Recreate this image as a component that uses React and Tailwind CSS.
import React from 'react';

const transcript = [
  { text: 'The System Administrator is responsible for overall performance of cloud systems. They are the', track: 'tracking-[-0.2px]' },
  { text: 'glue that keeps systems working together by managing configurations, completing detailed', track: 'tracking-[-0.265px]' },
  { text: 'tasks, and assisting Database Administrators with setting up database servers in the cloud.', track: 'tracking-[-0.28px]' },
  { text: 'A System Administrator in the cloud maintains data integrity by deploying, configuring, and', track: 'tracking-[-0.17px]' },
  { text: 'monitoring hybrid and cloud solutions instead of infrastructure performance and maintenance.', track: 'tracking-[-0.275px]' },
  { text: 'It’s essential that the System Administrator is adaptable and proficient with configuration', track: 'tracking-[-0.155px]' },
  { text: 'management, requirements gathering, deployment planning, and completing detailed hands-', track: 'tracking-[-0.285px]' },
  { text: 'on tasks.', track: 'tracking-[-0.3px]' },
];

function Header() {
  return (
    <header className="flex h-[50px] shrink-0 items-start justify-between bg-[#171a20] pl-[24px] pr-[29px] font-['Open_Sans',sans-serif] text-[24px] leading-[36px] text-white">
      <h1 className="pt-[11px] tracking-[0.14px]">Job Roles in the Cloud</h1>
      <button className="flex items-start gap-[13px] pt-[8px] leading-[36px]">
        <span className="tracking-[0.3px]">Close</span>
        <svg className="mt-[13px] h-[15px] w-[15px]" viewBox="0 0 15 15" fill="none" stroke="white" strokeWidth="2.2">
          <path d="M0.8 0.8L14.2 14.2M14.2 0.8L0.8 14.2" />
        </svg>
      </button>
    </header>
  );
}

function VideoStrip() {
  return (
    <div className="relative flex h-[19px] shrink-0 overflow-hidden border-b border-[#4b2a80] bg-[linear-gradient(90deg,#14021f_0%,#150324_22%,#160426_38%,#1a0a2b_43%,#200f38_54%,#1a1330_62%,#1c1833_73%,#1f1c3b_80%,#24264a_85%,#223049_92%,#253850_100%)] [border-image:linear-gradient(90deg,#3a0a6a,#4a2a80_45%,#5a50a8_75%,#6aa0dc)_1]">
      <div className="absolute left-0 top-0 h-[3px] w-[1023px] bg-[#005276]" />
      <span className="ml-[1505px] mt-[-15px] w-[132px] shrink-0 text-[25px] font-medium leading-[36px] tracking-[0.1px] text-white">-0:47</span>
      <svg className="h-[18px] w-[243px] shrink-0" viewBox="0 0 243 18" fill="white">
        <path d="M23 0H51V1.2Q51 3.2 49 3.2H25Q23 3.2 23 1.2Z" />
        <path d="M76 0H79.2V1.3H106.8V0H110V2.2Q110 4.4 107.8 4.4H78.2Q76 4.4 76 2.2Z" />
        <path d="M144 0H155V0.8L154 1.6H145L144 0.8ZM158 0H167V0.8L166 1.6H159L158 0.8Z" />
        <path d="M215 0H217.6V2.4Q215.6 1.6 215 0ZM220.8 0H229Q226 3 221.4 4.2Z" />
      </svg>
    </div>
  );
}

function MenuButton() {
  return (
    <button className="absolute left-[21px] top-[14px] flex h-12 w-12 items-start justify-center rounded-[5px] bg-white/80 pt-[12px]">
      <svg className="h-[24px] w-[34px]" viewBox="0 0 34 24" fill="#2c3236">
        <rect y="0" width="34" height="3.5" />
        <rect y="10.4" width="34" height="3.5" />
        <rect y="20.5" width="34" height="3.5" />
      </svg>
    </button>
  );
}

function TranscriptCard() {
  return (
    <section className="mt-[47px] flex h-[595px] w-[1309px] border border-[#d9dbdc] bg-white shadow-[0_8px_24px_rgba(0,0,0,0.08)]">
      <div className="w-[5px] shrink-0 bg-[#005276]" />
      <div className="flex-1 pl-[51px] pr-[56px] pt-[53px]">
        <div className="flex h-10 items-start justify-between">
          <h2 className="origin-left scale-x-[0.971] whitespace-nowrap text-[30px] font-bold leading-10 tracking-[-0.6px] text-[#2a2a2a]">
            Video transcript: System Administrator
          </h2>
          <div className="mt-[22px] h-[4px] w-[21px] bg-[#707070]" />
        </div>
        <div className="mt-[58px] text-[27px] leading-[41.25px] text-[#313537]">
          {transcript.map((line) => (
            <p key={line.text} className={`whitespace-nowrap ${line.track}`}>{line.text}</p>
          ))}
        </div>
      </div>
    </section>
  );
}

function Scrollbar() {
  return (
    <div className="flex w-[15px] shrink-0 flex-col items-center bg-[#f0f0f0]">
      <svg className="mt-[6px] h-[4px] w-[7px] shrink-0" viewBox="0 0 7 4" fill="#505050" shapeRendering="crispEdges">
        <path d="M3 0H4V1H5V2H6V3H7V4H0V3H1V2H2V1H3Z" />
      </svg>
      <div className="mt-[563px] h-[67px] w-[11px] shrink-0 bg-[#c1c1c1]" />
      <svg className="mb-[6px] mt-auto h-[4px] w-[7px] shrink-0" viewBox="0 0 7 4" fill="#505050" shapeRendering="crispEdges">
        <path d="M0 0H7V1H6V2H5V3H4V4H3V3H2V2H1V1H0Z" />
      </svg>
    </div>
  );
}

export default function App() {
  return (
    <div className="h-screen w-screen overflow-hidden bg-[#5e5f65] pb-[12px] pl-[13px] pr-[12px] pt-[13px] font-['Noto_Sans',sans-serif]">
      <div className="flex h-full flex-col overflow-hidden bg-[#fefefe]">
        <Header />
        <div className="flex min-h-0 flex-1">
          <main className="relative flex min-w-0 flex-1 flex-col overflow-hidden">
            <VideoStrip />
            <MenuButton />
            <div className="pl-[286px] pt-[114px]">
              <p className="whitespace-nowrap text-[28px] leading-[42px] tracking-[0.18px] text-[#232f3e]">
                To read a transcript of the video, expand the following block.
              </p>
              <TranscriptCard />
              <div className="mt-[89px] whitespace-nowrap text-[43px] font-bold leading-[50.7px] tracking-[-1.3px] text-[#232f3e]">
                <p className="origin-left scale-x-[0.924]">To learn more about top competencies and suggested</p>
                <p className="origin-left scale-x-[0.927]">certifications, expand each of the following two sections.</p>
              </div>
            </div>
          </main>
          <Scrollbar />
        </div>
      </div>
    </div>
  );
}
================
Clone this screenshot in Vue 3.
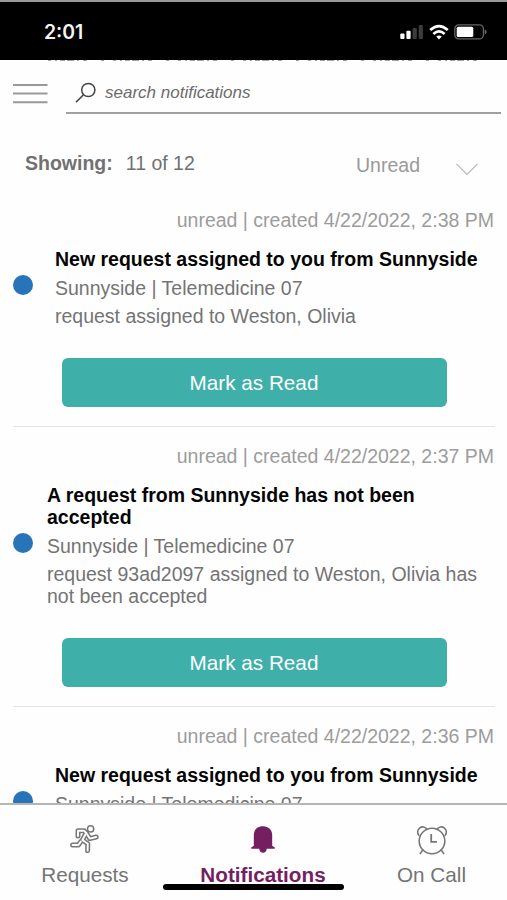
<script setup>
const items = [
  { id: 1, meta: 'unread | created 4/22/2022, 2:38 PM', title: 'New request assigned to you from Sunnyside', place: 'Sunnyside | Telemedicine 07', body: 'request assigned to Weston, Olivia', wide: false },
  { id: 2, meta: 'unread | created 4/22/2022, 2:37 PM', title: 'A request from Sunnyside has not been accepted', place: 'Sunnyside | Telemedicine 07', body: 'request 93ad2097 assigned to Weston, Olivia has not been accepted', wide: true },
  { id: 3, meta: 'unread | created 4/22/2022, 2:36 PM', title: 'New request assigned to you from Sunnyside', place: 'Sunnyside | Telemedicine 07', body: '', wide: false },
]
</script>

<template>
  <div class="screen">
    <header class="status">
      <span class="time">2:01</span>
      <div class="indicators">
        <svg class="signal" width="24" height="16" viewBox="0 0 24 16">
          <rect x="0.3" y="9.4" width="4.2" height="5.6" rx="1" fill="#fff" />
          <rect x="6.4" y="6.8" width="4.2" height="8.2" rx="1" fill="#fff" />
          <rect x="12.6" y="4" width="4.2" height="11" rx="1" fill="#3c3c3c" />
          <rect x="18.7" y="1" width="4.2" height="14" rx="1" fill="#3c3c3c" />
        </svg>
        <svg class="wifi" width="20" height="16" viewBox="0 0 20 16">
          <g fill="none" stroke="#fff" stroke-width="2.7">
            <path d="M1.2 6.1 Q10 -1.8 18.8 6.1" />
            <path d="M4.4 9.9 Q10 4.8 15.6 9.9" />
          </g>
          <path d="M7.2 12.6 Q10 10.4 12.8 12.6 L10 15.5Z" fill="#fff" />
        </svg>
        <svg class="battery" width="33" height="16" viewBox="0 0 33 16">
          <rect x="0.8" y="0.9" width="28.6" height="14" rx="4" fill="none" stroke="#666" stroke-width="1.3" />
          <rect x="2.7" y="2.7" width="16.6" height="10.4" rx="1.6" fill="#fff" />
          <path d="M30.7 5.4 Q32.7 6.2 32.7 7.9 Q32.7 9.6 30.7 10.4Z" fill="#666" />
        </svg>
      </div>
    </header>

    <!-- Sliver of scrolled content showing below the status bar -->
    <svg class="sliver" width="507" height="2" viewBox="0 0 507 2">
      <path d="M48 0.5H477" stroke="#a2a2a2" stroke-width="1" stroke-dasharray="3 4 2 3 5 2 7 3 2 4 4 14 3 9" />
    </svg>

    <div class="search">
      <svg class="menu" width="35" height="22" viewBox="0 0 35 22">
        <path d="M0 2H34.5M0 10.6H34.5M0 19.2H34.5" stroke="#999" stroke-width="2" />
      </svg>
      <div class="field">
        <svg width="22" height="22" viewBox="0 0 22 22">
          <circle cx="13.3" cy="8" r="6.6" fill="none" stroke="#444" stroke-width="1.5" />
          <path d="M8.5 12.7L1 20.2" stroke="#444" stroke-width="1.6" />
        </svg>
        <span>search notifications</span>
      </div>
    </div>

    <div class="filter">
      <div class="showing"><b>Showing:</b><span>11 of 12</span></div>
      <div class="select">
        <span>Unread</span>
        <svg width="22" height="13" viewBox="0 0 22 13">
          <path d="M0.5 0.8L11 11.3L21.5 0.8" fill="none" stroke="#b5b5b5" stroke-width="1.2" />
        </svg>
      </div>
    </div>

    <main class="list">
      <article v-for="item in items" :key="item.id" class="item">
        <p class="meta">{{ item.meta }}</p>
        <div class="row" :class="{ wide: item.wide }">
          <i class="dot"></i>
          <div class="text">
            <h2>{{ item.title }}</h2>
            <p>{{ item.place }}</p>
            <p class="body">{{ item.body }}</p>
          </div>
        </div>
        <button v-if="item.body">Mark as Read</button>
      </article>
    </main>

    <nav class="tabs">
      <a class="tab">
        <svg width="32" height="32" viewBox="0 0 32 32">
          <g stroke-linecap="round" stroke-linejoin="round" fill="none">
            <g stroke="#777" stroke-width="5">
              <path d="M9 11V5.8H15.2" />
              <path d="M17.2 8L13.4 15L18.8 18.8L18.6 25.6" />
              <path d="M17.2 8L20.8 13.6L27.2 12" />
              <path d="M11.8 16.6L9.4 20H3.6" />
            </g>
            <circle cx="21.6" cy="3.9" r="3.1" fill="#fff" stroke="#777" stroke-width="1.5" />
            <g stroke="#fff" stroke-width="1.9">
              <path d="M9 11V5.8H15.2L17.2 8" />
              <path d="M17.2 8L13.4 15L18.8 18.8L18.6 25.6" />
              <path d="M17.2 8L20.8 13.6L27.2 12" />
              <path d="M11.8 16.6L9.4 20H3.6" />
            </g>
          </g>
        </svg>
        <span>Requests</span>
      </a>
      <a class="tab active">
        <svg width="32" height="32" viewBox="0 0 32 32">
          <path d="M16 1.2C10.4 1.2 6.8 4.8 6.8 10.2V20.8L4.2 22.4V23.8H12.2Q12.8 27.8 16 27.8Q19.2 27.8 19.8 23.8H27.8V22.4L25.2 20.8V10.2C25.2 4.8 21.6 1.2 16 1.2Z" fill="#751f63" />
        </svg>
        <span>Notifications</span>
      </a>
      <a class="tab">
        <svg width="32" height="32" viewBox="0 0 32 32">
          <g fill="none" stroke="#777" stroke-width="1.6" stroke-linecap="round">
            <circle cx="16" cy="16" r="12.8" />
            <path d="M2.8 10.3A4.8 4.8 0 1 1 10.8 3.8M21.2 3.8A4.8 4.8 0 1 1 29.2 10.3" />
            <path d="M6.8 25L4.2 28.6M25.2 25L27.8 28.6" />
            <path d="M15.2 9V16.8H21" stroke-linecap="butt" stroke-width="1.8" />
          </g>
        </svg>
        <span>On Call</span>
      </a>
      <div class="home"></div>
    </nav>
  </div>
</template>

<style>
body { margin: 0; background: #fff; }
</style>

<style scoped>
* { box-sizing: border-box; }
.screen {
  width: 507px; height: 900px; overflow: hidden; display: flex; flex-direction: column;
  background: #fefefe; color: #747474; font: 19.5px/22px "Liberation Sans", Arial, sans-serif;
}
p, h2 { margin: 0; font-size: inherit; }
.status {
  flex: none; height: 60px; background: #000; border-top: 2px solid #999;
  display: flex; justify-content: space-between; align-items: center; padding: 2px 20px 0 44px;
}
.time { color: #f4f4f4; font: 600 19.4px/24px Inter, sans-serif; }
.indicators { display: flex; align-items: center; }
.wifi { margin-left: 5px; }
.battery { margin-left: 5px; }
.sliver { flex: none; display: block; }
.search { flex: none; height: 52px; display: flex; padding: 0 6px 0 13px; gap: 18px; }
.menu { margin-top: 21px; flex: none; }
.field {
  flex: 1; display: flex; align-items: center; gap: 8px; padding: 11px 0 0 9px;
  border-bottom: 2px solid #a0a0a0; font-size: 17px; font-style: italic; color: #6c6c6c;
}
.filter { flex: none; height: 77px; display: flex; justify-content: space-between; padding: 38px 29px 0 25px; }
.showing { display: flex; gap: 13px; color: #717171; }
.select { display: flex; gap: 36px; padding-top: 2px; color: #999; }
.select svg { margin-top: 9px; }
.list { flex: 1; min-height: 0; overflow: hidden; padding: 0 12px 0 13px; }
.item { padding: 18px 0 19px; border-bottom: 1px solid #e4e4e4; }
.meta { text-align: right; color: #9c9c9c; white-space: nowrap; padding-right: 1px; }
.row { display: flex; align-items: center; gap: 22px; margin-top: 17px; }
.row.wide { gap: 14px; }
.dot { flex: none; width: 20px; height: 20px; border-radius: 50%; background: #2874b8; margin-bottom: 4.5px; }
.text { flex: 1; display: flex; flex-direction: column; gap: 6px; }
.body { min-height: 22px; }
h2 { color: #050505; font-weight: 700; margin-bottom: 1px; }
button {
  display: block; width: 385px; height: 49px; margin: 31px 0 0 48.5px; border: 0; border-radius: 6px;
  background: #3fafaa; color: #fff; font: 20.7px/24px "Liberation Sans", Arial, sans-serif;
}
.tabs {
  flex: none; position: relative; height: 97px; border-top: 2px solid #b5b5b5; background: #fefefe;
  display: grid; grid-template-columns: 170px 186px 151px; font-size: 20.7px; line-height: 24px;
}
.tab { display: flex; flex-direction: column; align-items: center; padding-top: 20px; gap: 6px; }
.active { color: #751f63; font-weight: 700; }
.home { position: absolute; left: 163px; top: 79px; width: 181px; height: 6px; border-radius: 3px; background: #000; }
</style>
================
* **Objective**: Reproduce exactly the lines from the line with "Recreate this image" through the line with "import React from 'react';", both end lines included, and only those lines.

* **Result for this exercise**:
Recreate this image as a component that uses React and Tailwind CSS.
import React from 'react';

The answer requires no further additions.